** Begin Data extract **

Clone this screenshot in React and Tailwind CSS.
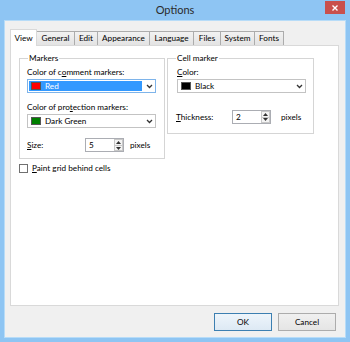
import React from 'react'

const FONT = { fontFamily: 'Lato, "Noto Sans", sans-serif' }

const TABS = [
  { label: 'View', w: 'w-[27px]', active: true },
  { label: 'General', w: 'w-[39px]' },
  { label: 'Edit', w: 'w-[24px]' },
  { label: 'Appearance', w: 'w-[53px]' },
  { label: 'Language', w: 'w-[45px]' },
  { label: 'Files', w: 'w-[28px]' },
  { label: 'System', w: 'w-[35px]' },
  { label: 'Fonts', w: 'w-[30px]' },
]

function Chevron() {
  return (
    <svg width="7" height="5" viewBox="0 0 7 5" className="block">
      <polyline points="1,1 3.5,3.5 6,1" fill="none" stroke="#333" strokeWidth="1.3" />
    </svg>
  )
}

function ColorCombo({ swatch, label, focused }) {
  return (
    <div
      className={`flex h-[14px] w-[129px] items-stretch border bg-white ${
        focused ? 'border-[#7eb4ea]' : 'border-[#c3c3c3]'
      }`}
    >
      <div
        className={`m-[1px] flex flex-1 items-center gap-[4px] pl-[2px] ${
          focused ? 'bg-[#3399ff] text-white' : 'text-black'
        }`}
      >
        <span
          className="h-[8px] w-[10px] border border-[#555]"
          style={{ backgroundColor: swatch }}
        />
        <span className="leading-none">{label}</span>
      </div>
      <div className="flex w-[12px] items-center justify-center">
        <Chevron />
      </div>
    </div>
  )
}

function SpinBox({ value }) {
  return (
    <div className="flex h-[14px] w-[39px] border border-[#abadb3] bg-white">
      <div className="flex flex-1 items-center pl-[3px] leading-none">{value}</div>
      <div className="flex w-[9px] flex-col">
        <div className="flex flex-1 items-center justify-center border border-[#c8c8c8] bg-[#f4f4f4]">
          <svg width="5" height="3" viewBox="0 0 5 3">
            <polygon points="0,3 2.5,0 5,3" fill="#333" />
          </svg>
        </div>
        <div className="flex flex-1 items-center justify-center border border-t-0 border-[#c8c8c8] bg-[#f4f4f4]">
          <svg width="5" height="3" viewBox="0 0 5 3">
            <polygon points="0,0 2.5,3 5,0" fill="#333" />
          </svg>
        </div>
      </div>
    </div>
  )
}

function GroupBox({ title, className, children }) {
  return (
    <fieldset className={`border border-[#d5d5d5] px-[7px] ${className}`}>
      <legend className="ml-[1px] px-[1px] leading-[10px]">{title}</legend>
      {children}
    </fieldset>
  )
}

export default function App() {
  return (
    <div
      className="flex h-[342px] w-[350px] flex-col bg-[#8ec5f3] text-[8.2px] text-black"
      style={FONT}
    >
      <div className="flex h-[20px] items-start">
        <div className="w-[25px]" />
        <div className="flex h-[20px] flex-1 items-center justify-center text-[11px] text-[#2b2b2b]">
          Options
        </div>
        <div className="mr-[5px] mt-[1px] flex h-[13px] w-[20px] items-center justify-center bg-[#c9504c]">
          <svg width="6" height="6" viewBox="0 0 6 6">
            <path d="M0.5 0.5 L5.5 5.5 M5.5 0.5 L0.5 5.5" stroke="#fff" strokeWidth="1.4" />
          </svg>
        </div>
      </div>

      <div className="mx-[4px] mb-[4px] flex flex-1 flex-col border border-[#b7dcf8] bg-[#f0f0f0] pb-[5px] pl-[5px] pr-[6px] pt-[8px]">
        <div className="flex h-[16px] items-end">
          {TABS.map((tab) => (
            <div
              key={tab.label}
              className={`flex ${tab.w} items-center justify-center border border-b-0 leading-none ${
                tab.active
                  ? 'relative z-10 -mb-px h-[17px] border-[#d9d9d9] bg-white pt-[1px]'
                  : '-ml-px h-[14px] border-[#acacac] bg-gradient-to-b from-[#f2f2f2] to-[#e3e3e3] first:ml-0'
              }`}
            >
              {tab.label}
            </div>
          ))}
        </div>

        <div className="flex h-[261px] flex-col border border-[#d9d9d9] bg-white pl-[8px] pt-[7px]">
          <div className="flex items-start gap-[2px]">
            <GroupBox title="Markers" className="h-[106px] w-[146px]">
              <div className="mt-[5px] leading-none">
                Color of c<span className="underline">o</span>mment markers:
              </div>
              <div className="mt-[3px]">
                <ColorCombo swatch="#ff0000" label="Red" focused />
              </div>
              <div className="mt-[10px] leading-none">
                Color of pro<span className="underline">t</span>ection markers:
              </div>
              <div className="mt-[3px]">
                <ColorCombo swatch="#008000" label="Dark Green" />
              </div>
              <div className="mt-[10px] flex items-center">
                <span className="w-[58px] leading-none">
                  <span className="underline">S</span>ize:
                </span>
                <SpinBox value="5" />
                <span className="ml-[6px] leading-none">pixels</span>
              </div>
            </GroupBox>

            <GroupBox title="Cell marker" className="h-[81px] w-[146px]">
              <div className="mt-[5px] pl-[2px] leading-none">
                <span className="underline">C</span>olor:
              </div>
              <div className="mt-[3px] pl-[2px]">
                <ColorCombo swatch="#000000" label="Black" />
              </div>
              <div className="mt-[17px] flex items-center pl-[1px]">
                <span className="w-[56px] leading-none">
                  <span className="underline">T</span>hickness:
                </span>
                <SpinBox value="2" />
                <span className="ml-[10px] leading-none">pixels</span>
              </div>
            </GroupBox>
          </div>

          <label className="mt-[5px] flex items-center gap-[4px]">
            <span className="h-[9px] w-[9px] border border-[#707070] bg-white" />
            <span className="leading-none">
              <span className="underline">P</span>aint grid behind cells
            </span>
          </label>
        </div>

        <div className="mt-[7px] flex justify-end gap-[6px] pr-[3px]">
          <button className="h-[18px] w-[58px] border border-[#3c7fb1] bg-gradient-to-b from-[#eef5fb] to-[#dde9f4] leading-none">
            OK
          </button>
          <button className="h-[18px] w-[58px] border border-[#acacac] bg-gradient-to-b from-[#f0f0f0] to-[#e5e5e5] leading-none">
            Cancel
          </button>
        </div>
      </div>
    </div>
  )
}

** End Data extract **

▸ **Problem to work on**: Write the material out again exactly as it appears, dropping the pictures.

▸ **The solution**:
Clone this screenshot in React and Tailwind CSS.
import React from 'react'

const FONT = { fontFamily: 'Lato, "Noto Sans", sans-serif' }

const TABS = [
  { label: 'View', w: 'w-[27px]', active: true },
  { label: 'General', w: 'w-[39px]' },
  { label: 'Edit', w: 'w-[24px]' },
  { label: 'Appearance', w: 'w-[53px]' },
  { label: 'Language', w: 'w-[45px]' },
  { label: 'Files', w: 'w-[28px]' },
  { label: 'System', w: 'w-[35px]' },
  { label: 'Fonts', w: 'w-[30px]' },
]

function Chevron() {
  return (
    <svg width="7" height="5" viewBox="0 0 7 5" className="block">
      <polyline points="1,1 3.5,3.5 6,1" fill="none" stroke="#333" strokeWidth="1.3" />
    </svg>
  )
}

function ColorCombo({ swatch, label, focused }) {
  return (
    <div
      className={`flex h-[14px] w-[129px] items-stretch border bg-white ${
        focused ? 'border-[#7eb4ea]' : 'border-[#c3c3c3]'
      }`}
    >
      <div
        className={`m-[1px] flex flex-1 items-center gap-[4px] pl-[2px] ${
          focused ? 'bg-[#3399ff] text-white' : 'text-black'
        }`}
      >
        <span
          className="h-[8px] w-[10px] border border-[#555]"
          style={{ backgroundColor: swatch }}
        />
        <span className="leading-none">{label}</span>
      </div>
      <div className="flex w-[12px] items-center justify-center">
        <Chevron />
      </div>
    </div>
  )
}

function SpinBox({ value }) {
  return (
    <div className="flex h-[14px] w-[39px] border border-[#abadb3] bg-white">
      <div className="flex flex-1 items-center pl-[3px] leading-none">{value}</div>
      <div className="flex w-[9px] flex-col">
        <div className="flex flex-1 items-center justify-center border border-[#c8c8c8] bg-[#f4f4f4]">
          <svg width="5" height="3" viewBox="0 0 5 3">
            <polygon points="0,3 2.5,0 5,3" fill="#333" />
          </svg>
        </div>
        <div className="flex flex-1 items-center justify-center border border-t-0 border-[#c8c8c8] bg-[#f4f4f4]">
          <svg width="5" height="3" viewBox="0 0 5 3">
            <polygon points="0,0 2.5,3 5,0" fill="#333" />
          </svg>
        </div>
      </div>
    </div>
  )
}

function GroupBox({ title, className, children }) {
  return (
    <fieldset className={`border border-[#d5d5d5] px-[7px] ${className}`}>
      <legend className="ml-[1px] px-[1px] leading-[10px]">{title}</legend>
      {children}
    </fieldset>
  )
}

export default function App() {
  return (
    <div
      className="flex h-[342px] w-[350px] flex-col bg-[#8ec5f3] text-[8.2px] text-black"
      style={FONT}
    >
      <div className="flex h-[20px] items-start">
        <div className="w-[25px]" />
        <div className="flex h-[20px] flex-1 items-center justify-center text-[11px] text-[#2b2b2b]">
          Options
        </div>
        <div className="mr-[5px] mt-[1px] flex h-[13px] w-[20px] items-center justify-center bg-[#c9504c]">
          <svg width="6" height="6" viewBox="0 0 6 6">
            <path d="M0.5 0.5 L5.5 5.5 M5.5 0.5 L0.5 5.5" stroke="#fff" strokeWidth="1.4" />
          </svg>
        </div>
      </div>

      <div className="mx-[4px] mb-[4px] flex flex-1 flex-col border border-[#b7dcf8] bg-[#f0f0f0] pb-[5px] pl-[5px] pr-[6px] pt-[8px]">
        <div className="flex h-[16px] items-end">
          {TABS.map((tab) => (
            <div
              key={tab.label}
              className={`flex ${tab.w} items-center justify-center border border-b-0 leading-none ${
                tab.active
                  ? 'relative z-10 -mb-px h-[17px] border-[#d9d9d9] bg-white pt-[1px]'
                  : '-ml-px h-[14px] border-[#acacac] bg-gradient-to-b from-[#f2f2f2] to-[#e3e3e3] first:ml-0'
              }`}
            >
              {tab.label}
            </div>
          ))}
        </div>

        <div className="flex h-[261px] flex-col border border-[#d9d9d9] bg-white pl-[8px] pt-[7px]">
          <div className="flex items-start gap-[2px]">
            <GroupBox title="Markers" className="h-[106px] w-[146px]">
              <div className="mt-[5px] leading-none">
                Color of c<span className="underline">o</span>mment markers:
              </div>
              <div className="mt-[3px]">
                <ColorCombo swatch="#ff0000" label="Red" focused />
              </div>
              <div className="mt-[10px] leading-none">
                Color of pro<span className="underline">t</span>ection markers:
              </div>
              <div className="mt-[3px]">
                <ColorCombo swatch="#008000" label="Dark Green" />
              </div>
              <div className="mt-[10px] flex items-center">
                <span className="w-[58px] leading-none">
                  <span className="underline">S</span>ize:
                </span>
                <SpinBox value="5" />
                <span className="ml-[6px] leading-none">pixels</span>
              </div>
            </GroupBox>

            <GroupBox title="Cell marker" className="h-[81px] w-[146px]">
              <div className="mt-[5px] pl-[2px] leading-none">
                <span className="underline">C</span>olor:
              </div>
              <div className="mt-[3px] pl-[2px]">
                <ColorCombo swatch="#000000" label="Black" />
              </div>
              <div className="mt-[17px] flex items-center pl-[1px]">
                <span className="w-[56px] leading-none">
                  <span className="underline">T</span>hickness:
                </span>
                <SpinBox value="2" />
                <span className="ml-[10px] leading-none">pixels</span>
              </div>
            </GroupBox>
          </div>

          <label className="mt-[5px] flex items-center gap-[4px]">
            <span className="h-[9px] w-[9px] border border-[#707070] bg-white" />
            <span className="leading-none">
              <span className="underline">P</span>aint grid behind cells
            </span>
          </label>
        </div>

        <div className="mt-[7px] flex justify-end gap-[6px] pr-[3px]">
          <button className="h-[18px] w-[58px] border border-[#3c7fb1] bg-gradient-to-b from-[#eef5fb] to-[#dde9f4] leading-none">
            OK
          </button>
          <button className="h-[18px] w-[58px] border border-[#acacac] bg-gradient-to-b from-[#f0f0f0] to-[#e5e5e5] leading-none">
            Cancel
          </button>
        </div>
      </div>
    </div>
  )
}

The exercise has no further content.